Ingevolge artikel 2, eerste lid, van het Koninklijk Besluit van 20 juni 1962 moet aan de verplichting tot herbeplanting worden voldaan door beplanting van de grond, waarop zich de gevelde houtopstand bevond, of van andere grond voorzover de Minister hiertoe toestemming heeft verleend. Nu vaststaat dat de Minister de bedoelde toestemming niet verleend heeft, heeft verweerder naar het oordeel van het College terecht het standpunt ingenomen, dat slechts aan de verplichting tot herbeplanting voldaan zou zijn als precies die 0.36 ha grond, waarop de 68 gevelde populieren destijds stonden opnieuw beplant was. Aangezien op dit stuk grond slechts 25 populieren eenrijig zijn aangeplant is niet aan de verplichting tot herbeplanting voldaan. De gevraagde verklaring op grond van artikel 3, derde lid, van de Boswet moest dan ook geweigerd worden.
Appellant heeft in zijn verzoek om deze verklaring aangevoerd dat de hiervoor geldende voorwaarden, als opgenomen in het Besluit van 20 juni 1962, volledig en op deugdelijke wijze zijn nageleefd. Eén van deze voorwaarden is dat door de Minister toestemming voor compensatie moet zijn verleend. Nu appellant zelf aldus aangaf dat aan deze voorwaarde was voldaan, kon van verweerder redelijkerwijs niet worden gevergd dat hij in het verzoek om een verklaring van artikel 3, derde lid, subsidiair een verzoek om compensatie zou lezen. Dit kon te minder omdat het verzoek afkomstig was van een rechtsgeleerde raadsman van appellant en omdat appellant eerder een op 5 juni 1999 getekend verzoek om compensatie had gedaan met gebruikmaking van het hiertoe bestemde formulier, welk verzoek in het dossier aanwezig is.

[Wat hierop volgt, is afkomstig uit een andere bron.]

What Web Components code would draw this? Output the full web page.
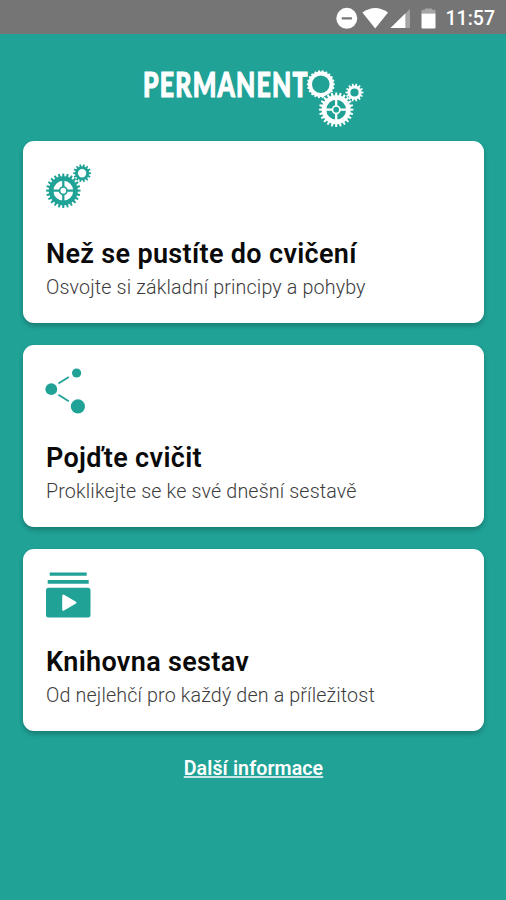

Als appellant, zoals hij stelt, reeds in 1999 ook nog een mondeling verzoek om een verklaring gedaan heeft, dat als een verzoek om compensatie had moeten worden opgevat, had hij tegen het uitblijven van de door hem daarop verwachte beslissing actie kunnen ondernemen.
Artikel 3, eerste lid, van de Boswet, legt de herplantplicht op de eigenaar van de grond. Niet relevant is hierbij of de eigenaar weet heeft van een velling door een vorige eigenaar. Artikel 11 van de Wet algemene bepalingen verbiedt de rechter de innerlijke waarde of billijkheid van de wet te beoordelen.
Tussen appellant en verweerder bestaat geen verschil van mening met betrekking tot de situatie op grond waarvan appellant zijn verzoek om compensatie indiende, te weten herplant op het perceel waarop zich de gevelde houtopstand bevond met 25 bomen éénrijig langs de rand en 48 bomen op een belendend perceel. Plaatsopname was in deze omstandigheden niet noodzakelijk. Hiermee ontvalt aan deze grief de feitelijke grondslag. Het College is niet gebleken dat aan de gemachtigde van appellant op de zaak betrekking hebbende stukken zijn onthouden.
Gelet op het boven overwogene falen de grieven van appellant tegen het besluit van 5 oktober 2001.
De slotsom is dat het beroep tegen het besluit van 5 oktober 2001 ongegrond verklaard moet worden
Het College acht geen termen aanwezig voor een proceskostenveroordeling met toepassing van artikel 8:75 van de Awb.
6. De beslissing
Het College:
- verklaart het beroep, voorzover gericht tegen het niet-tijdig nemen van een besluit, niet-ontvankelijk;
- verklaart het beroep voorzover gericht tegen het besluit van 5 oktober 2001, ongegrond.
Aldus gewezen door mr. D Roemers, mr. W.E. Doolaard en mr. B. van Wagtendonk, in tegenwoordigheid van mr. W.F. Claessens, als griffier, en uitgesproken in het openbaar op 18 december 2002.